In a large bow, mix all of the above and shape

into a tall loaf , in the pyrex dish. 
Using your fingers, poke holes into the 
meatloaf.
Glaze:
1 sm. can tomato sauce 

2 Tbsp. worcestershire sauce 
½ c. brown sugar 

Mix the glaze and pour it into the holes in
the meatloaf .  

Bake 350° for 1 hour or until firm, when 
you stick a knife into it.  
~Enjoy 
~Tami 


Friday, October 28, 2016




                                       
SHAWNEE'S HOT FUDGE SAUCE






 9  TBSP. REAL BUTTER  
½ C. COCOA

3 C. GRANULATED  SUGAR OR TURBINADO 


 

13 OZ. EVAPORATED SKIM MILK 
1 TBSP. PURE VANILLA EXTRACT 

Melt butter, let cool a little bit , then , add cocoa .
Stir well. 
Add 1/3 cup of sugar at a time . 
Slowly add evaporated milk. 
Bring to a boil over medium heat  and boil 
it for 5 minutes, stirring often. 
Remove from the heat , and add Vanilla. 

Makes one quart . 


This Hot Fudge Sauce is so delicious .  Warning, you will want to eat it by 
the spoonful.  You can use it on Ice Cream, Cake , Brownies , Peanut Butter
 Sandwiches , Fruit Salad , Pancakes, Waffles or anything your heart desires , like , a spoon.

                ~Enjoy~


                           ~Tami 


CHICKEN , SAUSAGE & TASSO SAUCE PIQUANT




       CHICKEN , SAUSAGE & TASSO SAUCE PIQUANT



1 fryer , cut into 10 pieces ( cut the 2 breast halves in half )
Tony Chachere's Creole Seasoning
oil for sauteing
1 lb. Cajun , smoked , pure pork sausage, cut into ½" pieces
½ lb.  of  Cajun, smoked pork Tasso  ( hickory smoked pork tenderloin )
1 med. onion , chopped fine
1 bell pepper , chopped fine
2 celery ribs, destrung, chopped fine
2-3 large bulbs of garlic, minced
tomato paste
1 cup water @ a time
1 tsp. parsley flakes
1 tsp. garlic powder

Cut fryer , season pieces of chicken with Tony Chachere's Creole Seasoning .
 In a large , heavy Magnalite Dutch Oven pot, heat
oil and saute 4 pieces of chicken at a time; removing each piece as they become
browned .   Once all the chicken has been browned , saute the sausage and tasso .
Remove to a bowl using a slotted spoon,  after sauteing for 2-3 mins. , and add all
the vegetables to the pot ; saute til softened .
Add  half the can of tomato paste and continue to saute for 1 min. over medium
heat.  Pour 1 cup of water in and stir to thin out the tomato paste .
The tomato gravy should be thin , but , not too thin.

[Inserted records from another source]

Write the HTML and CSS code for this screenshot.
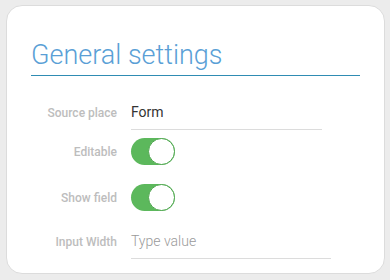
FILE: index.html
```html
<html>
  <head>
    <link rel="stylesheet" href="styles.css">
  </head>
  <body>
    <div class="card">
      <div class="heading">General settings</div>
      <div class="form">
        <div class="row row-source">
          <div class="label">Source place</div>
          <div class="field field-source">Form</div>
        </div>
        <div class="row row-editable">
          <div class="label">Editable</div>
          <div class="toggle"><span class="knob"></span></div>
        </div>
        <div class="row row-show">
          <div class="label">Show field</div>
          <div class="toggle"><span class="knob"></span></div>
        </div>
        <div class="row row-width">
          <div class="label">Input Width</div>
          <div class="field field-width placeholder">Type value</div>
        </div>
      </div>
    </div>
  </body>
</html>
```
FILE: styles.css
```css
body {
  margin: 0;
  background-color: #ececec;
  font-family: Roboto, 'Liberation Sans', sans-serif;
}
.card {
  box-sizing: border-box;
  margin: 5px 0 0 6px;
  width: 379px;
  height: 269px;
  background-color: white;
  border: 1px solid #dcdcdc;
  border-radius: 16px;
}
.heading {
  margin: 33px 0 0 24px;
  width: 329px;
  font-size: 27px;
  font-weight: 300;
  line-height: 32px;
  color: #5a9fd6;
  padding-bottom: 4px;
  border-bottom: 1px solid #2f8cb3;
}
.form {
  display: flex;
  flex-direction: column;
  margin-top: 20px;
}
.row {
  display: flex;
  align-items: center;
}
.label {
  width: 124px;
  padding-right: 14px;
  box-sizing: border-box;
  text-align: right;
  font-size: 12px;
  font-weight: 500;
  color: #bdbdbd;
}
.field {
  box-sizing: border-box;
  height: 34px;
  line-height: 33px;
  font-size: 14px;
  color: #333;
  border-bottom: 1px solid #dcdcdc;
}
.field-source {
  width: 191px;
}
.field-width {
  width: 200px;
}
.placeholder {
  color: #9a9a9a;
  font-weight: 300;
}
.row-editable {
  margin-top: 8px;
}
.row-show {
  margin-top: 19px;
}
.row-width {
  margin-top: 14px;
}
.toggle {
  box-sizing: border-box;
  display: flex;
  justify-content: flex-end;
  width: 44px;
  height: 27px;
  border-radius: 14px;
  background-color: #5cb85c;
}
.knob {
  box-sizing: border-box;
  width: 27px;
  height: 27px;
  border-radius: 50%;
  background-color: white;
  border: 1px solid #4ea64e;
}
```
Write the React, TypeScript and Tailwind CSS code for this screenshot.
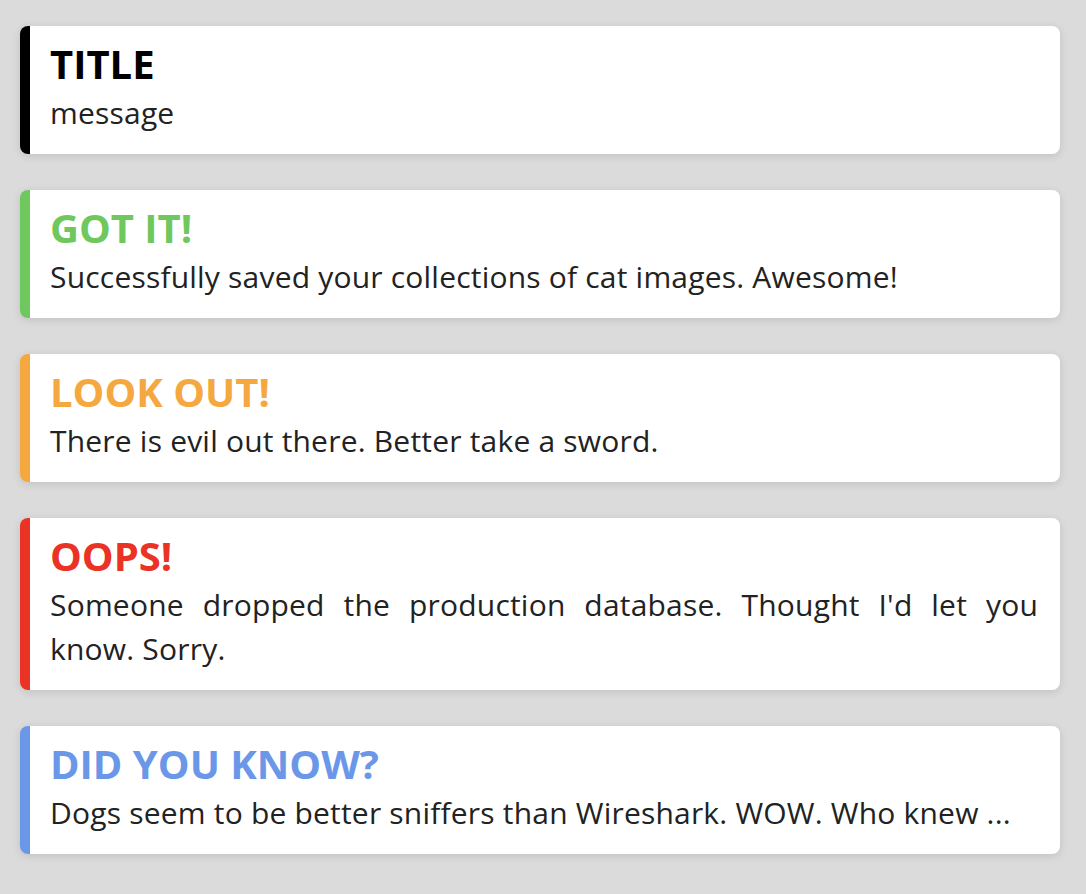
const alerts = [
  { title: "TITLE", message: "message", bar: "border-black", text: "text-black" },
  {
    title: "GOT IT!",
    message: "Successfully saved your collections of cat images. Awesome!",
    bar: "border-[#6ec85d]",
    text: "text-[#6ec85d]",
  },
  {
    title: "LOOK OUT!",
    message: "There is evil out there. Better take a sword.",
    bar: "border-[#f5a840]",
    text: "text-[#f5a840]",
  },
  {
    title: "OOPS!",
    message: "Someone dropped the production database. Thought I'd let you know. Sorry.",
    bar: "border-[#ea3324]",
    text: "text-[#ea3324]",
  },
  {
    title: "DID YOU KNOW?",
    message: "Dogs seem to be better sniffers than Wireshark. WOW. Who knew ...",
    bar: "border-[#6b97e9]",
    text: "text-[#6b97e9]",
  },
];

export default function App() {
  return (
    <div
      className="min-h-screen bg-[#dbdbdb] pl-[20px] pr-[26px] pt-[26px] pb-[40px]"
      style={{ fontFamily: '"Open Sans", "Noto Sans", sans-serif' }}
    >
      <div className="flex flex-col gap-[36px]">
        {alerts.map((a) => (
          <div
            key={a.title}
            className={`rounded-[8px] border-l-[10px] ${a.bar} bg-white pl-[20px] pr-[22px] pt-[10px] pb-[19px] shadow-[0_2px_8px_rgba(0,0,0,0.12)]`}
          >
            <h2 className={`text-[40px] font-bold leading-[55px] ${a.text}`}>{a.title}</h2>
            <p className="text-justify text-[30px] leading-[44px] tracking-[0.2px] text-[#222]">
              {a.message}
            </p>
          </div>
        ))}
      </div>
    </div>
  );
}
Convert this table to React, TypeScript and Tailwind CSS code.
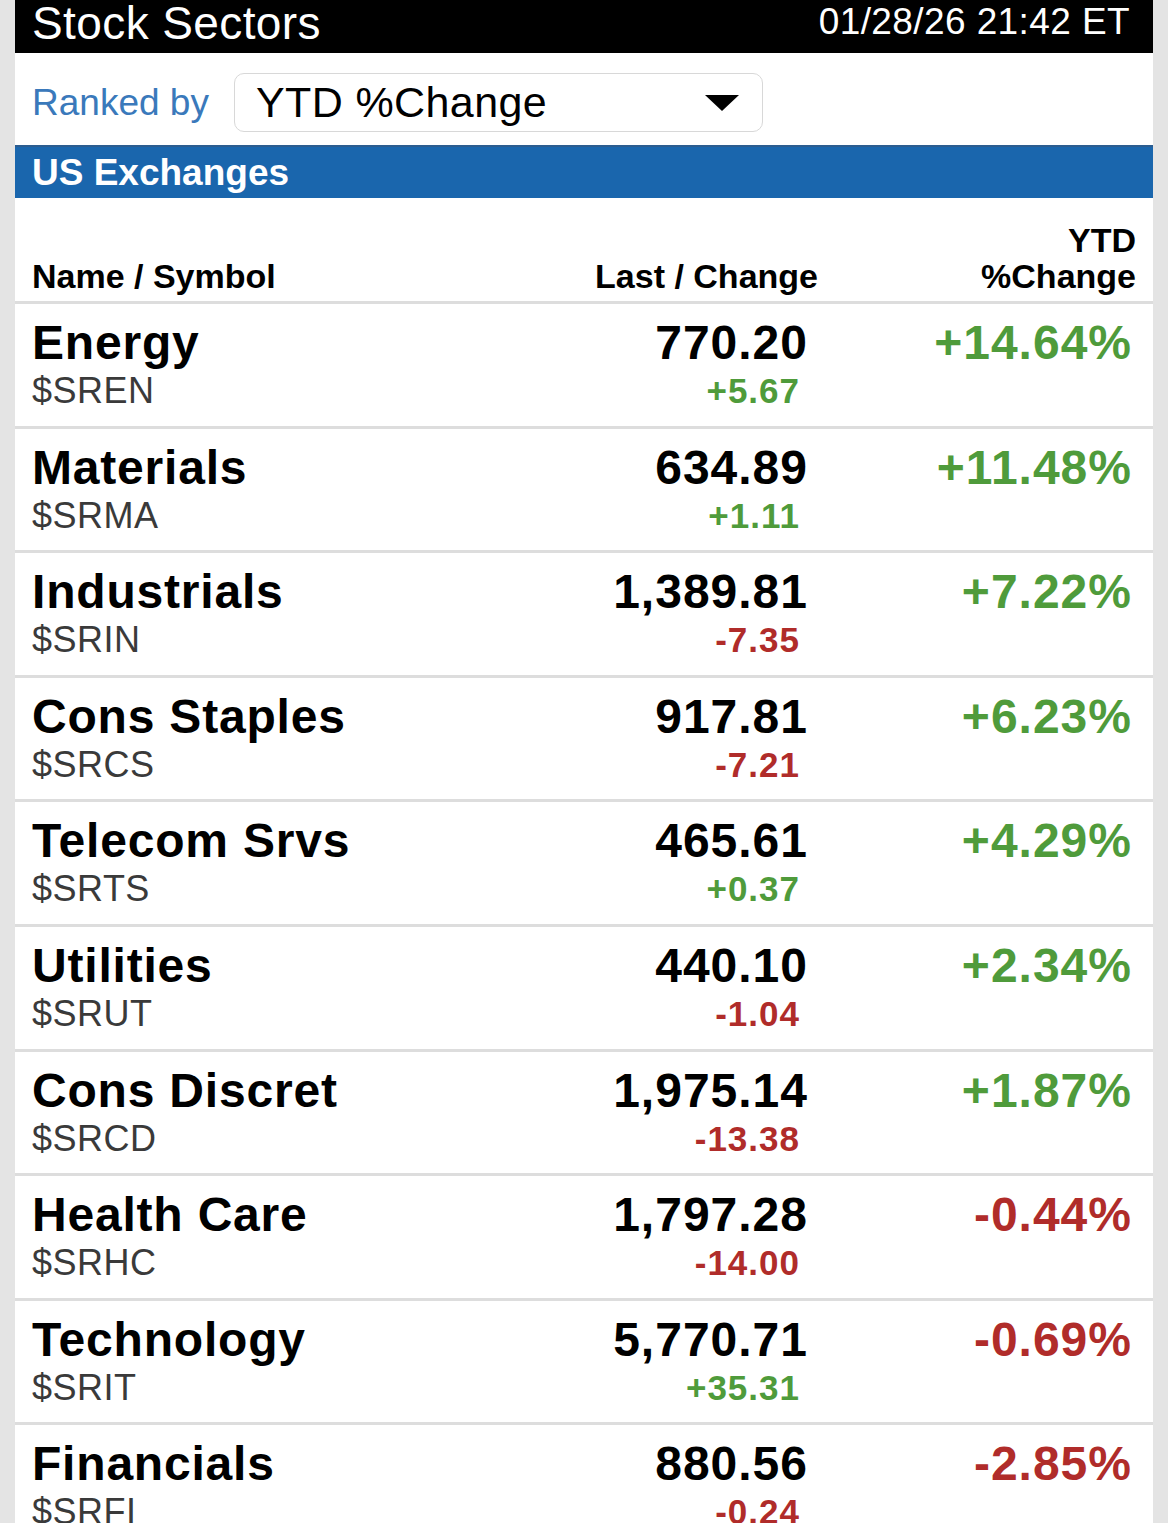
const rows = [
  { name: "Energy", sym: "$SREN", last: "770.20", chg: "+5.67", ytd: "+14.64%" },
  { name: "Materials", sym: "$SRMA", last: "634.89", chg: "+1.11", ytd: "+11.48%" },
  { name: "Industrials", sym: "$SRIN", last: "1,389.81", chg: "-7.35", ytd: "+7.22%" },
  { name: "Cons Staples", sym: "$SRCS", last: "917.81", chg: "-7.21", ytd: "+6.23%" },
  { name: "Telecom Srvs", sym: "$SRTS", last: "465.61", chg: "+0.37", ytd: "+4.29%" },
  { name: "Utilities", sym: "$SRUT", last: "440.10", chg: "-1.04", ytd: "+2.34%" },
  { name: "Cons Discret", sym: "$SRCD", last: "1,975.14", chg: "-13.38", ytd: "+1.87%" },
  { name: "Health Care", sym: "$SRHC", last: "1,797.28", chg: "-14.00", ytd: "-0.44%" },
  { name: "Technology", sym: "$SRIT", last: "5,770.71", chg: "+35.31", ytd: "-0.69%" },
  { name: "Financials", sym: "$SRFI", last: "880.56", chg: "-0.24", ytd: "-2.85%" },
];

const tone = (v: string) => (v.startsWith("-") ? "text-[#b02c2a]" : "text-[#4f9b3b]");

export default function App() {
  return (
    <div className="h-[1523px] overflow-hidden bg-[#e4e4e4] px-[15px] font-['Liberation_Sans',Arial,sans-serif]">
      <div className="bg-white">
        {/* title bar */}
        <div className="flex h-[53px] items-start justify-between bg-black pl-[17px] pr-[23px] text-white">
          <span className="text-[46px] leading-[46px] tracking-[0.4px]">Stock Sectors</span>
          <span className="pt-[3px] text-[37px] leading-[37px] tracking-[0.4px]">01/28/26 21:42 ET</span>
        </div>

        {/* ranked by */}
        <div className="flex h-[92px] items-start pl-[17px] pt-[20px]">
          <span className="mt-[11px] text-[37px] leading-[37px] text-[#3a79bb]">Ranked by</span>
          <div className="ml-[25px] flex h-[59px] w-[529px] items-center justify-between rounded-[10px] border border-[#d8d8d8] pl-[21px] pr-[23px]">
            <span className="text-[43px] leading-[43px] tracking-[0.4px] text-black">YTD %Change</span>
            <svg width="34" height="16" viewBox="0 0 34 16">
              <polygon points="0,0 34,0 17,16" fill="#000" />
            </svg>
          </div>
        </div>

        {/* section bar */}
        <div className="flex h-[53px] items-center border-t-2 border-[#2c5d90] bg-[#1a66ad] pl-[17px]">
          <span className="text-[37px] font-bold leading-[37px] text-white">US Exchanges</span>
        </div>

        {/* column heads */}
        <div className="flex h-[106px] items-end border-b-[3px] border-[#dddddd] px-[17px] pb-[7px] text-[34px] font-bold leading-[36px] text-black">
          <div className="flex-1">Name / Symbol</div>
          <div className="w-[300px] text-right">Last / Change</div>
          <div className="w-[318px] text-right">
            YTD
            <br />
            %Change
          </div>
        </div>

        {rows.map((r) => (
          <div
            key={r.sym}
            className="flex h-[124.6px] items-start border-b-[3px] border-[#dddddd] px-[17px] pt-[15px]"
          >
            <div className="flex-1">
              <div className="text-[48px] font-bold leading-[48px] tracking-[0.8px] text-black">{r.name}</div>
              <div className="mt-[6px] text-[36px] leading-[36px] tracking-[0.5px] text-[#3a3a3a]">{r.sym}</div>
            </div>
            <div className="w-[300px] text-right">
              <div className="pr-[10px] text-[48px] font-bold leading-[48px] tracking-[1px] text-black">{r.last}</div>
              <div className={`mt-[6px] pr-[18px] text-[35px] font-bold leading-[36px] tracking-[1px] ${tone(r.chg)}`}>
                {r.chg}
              </div>
            </div>
            <div className={`w-[318px] pr-[4px] text-right text-[48px] font-bold leading-[48px] tracking-[1px] ${tone(r.ytd)}`}>
              {r.ytd}
            </div>
          </div>
        ))}
      </div>
    </div>
  );
}
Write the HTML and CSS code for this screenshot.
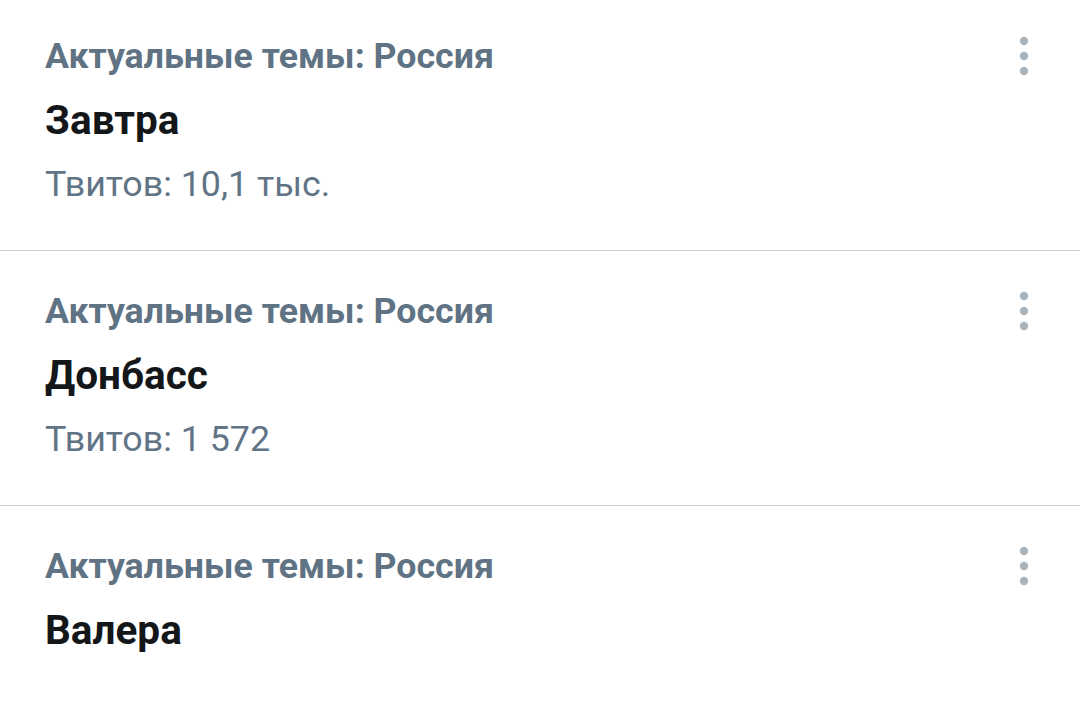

If needed add the remainder of the tomato paste and more water.
Season with Tony's seasoning , parsley and garlic powder .
Let simmer for 30 mins. .
Serve over rice .  Serve with garlic french bread .

I hope you enjoy this recipe .  It is a very delicious Cajun dish , that my late Mom used to cook for our family when I was growing up.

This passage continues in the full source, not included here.